# [What the task asks]
Check each line of the listing for the word "React" and report how many lines contain it, giving nothing but the number.

# [Dataset content]
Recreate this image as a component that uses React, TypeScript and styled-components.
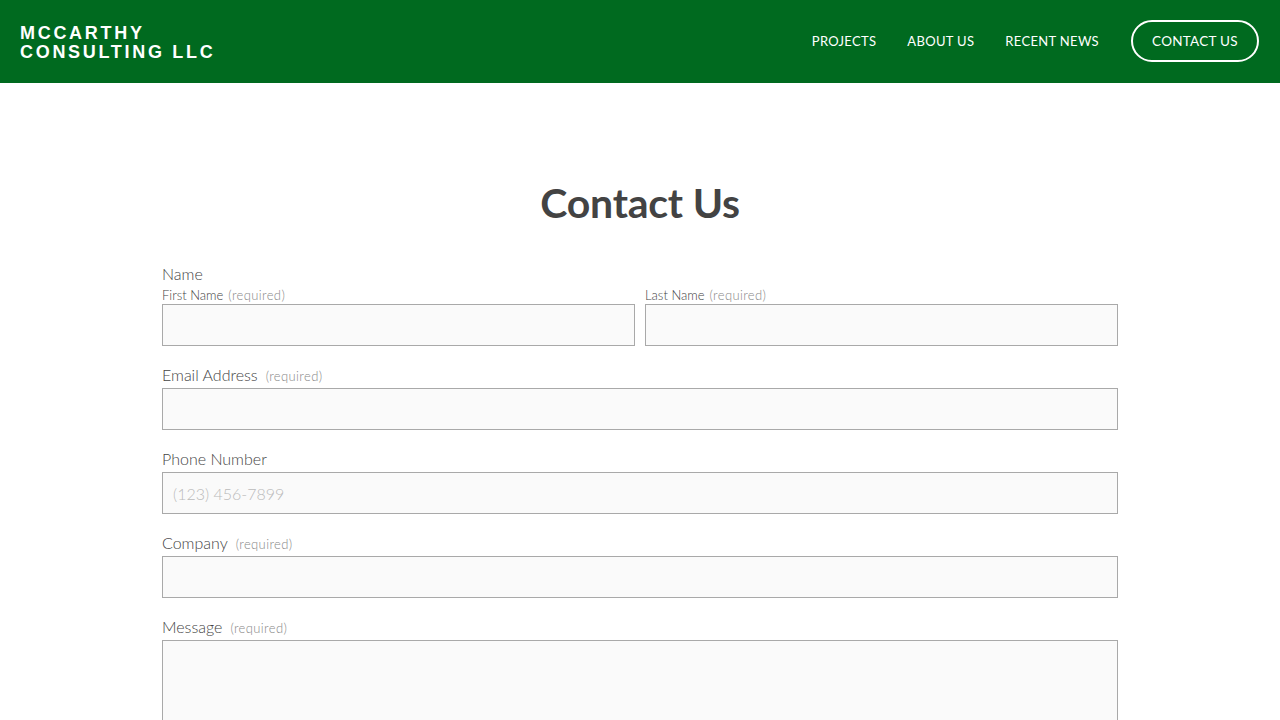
import React from 'react'
import styled, { createGlobalStyle } from 'styled-components'

const GlobalStyle = createGlobalStyle`
  html, body {
    margin: 0;
    padding: 0;
    background: #fff;
    font-family: 'Lato', 'Noto Sans', sans-serif;
  }
  * { box-sizing: border-box; }
`

const Header = styled.header`
  height: 83px;
  background: #006a1f;
  display: flex;
  align-items: center;
  justify-content: space-between;
  padding: 0 21px 0 20px;
`

const Logo = styled.div`
  color: #fff;
  font-family: 'Liberation Sans', Arial, sans-serif;
  font-weight: 700;
  font-size: 18px;
  line-height: 19px;
  letter-spacing: 0.15em;
  text-transform: uppercase;
  margin-top: 3px;
`

const Nav = styled.nav`
  display: flex;
  align-items: center;
  gap: 31px;
  margin-bottom: 1px;
`

const NavLink = styled.a`
  color: #fff;
  font-size: 13px;
  letter-spacing: 0.025em;
  text-decoration: none;
  text-transform: uppercase;
`

const NavButton = styled(NavLink)`
  border: 2px solid #fff;
  border-radius: 22px;
  height: 42px;
  width: 128px;
  display: flex;
  align-items: center;
  justify-content: center;
  font-size: 13.5px;
  letter-spacing: 0.02em;
  margin-left: 1px;
`

const Main = styled.main`
  padding-top: 94px;
`

const Title = styled.h1`
  margin: 0 0 35px;
  text-align: center;
  color: #434343;
  font-size: 41px;
  line-height: 52px;
  font-weight: 700;
  letter-spacing: -0.005em;
`

const Form = styled.form`
  width: 956px;
  margin: 0 auto;
  display: flex;
  flex-direction: column;
  color: #444;
`

const Field = styled.div`
  margin-bottom: 19px;
`

const Label = styled.div`
  font-size: 16px;
  font-weight: 300;
  line-height: 20px;
  margin-bottom: 3px;
  color: #444;
`

const SubLabel = styled.div`
  font-size: 13px;
  font-weight: 300;
  line-height: 14px;
  margin: 1px 0 2px;
  color: #444;
`

const Req = styled.span<{ $small?: boolean }>`
  color: #888;
  font-size: 13px;
  font-weight: 300;
  line-height: 1;
  letter-spacing: 0.03em;
  margin-left: ${p => (p.$small ? '5px' : '8px')};
`

const Row = styled.div`
  display: grid;
  grid-template-columns: 1fr 1fr;
  gap: 10px;
`

const Input = styled.input`
  display: block;
  width: 100%;
  height: 42px;
  background: #fafafa;
  border: 1px solid #a9a9a9;
  padding: 0 10px;
  font-family: inherit;
  font-size: 16px;
  font-weight: 300;
  color: #444;
  &::placeholder {
    color: #bbb;
  }
`

const TextArea = styled.textarea`
  display: block;
  width: 100%;
  height: 120px;
  background: #fafafa;
  border: 1px solid #a9a9a9;
  resize: none;
  font-family: inherit;
`

const App = () => {
  return (
    <>
      <GlobalStyle />
      <Header>
        <Logo>
          McCarthy
          <br />
          Consulting LLC
        </Logo>
        <Nav>
          <NavLink href="#">Projects</NavLink>
          <NavLink href="#">About Us</NavLink>
          <NavLink href="#">Recent News</NavLink>
          <NavButton href="#">Contact Us</NavButton>
        </Nav>
      </Header>

      <Main>
        <Title>Contact Us</Title>
        <Form>
          <Field>
            <Label>Name</Label>
            <Row>
              <div>
                <SubLabel>
                  First Name<Req $small>(required)</Req>
                </SubLabel>
                <Input type="text" />
              </div>
              <div>
                <SubLabel>
                  Last Name<Req $small>(required)</Req>
                </SubLabel>
                <Input type="text" />
              </div>
            </Row>
          </Field>

          <Field>
            <Label>
              Email Address<Req>(required)</Req>
            </Label>
            <Input type="email" />
          </Field>

          <Field>
            <Label>Phone Number</Label>
            <Input type="tel" placeholder="(123) 456-7899" />
          </Field>

          <Field>
            <Label>
              Company<Req>(required)</Req>
            </Label>
            <Input type="text" />
          </Field>

          <Field>
            <Label>
              Message<Req>(required)</Req>
            </Label>
            <TextArea />
          </Field>
        </Form>
      </Main>
    </>
  )
}

export default App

# [Solution to the exercise]
2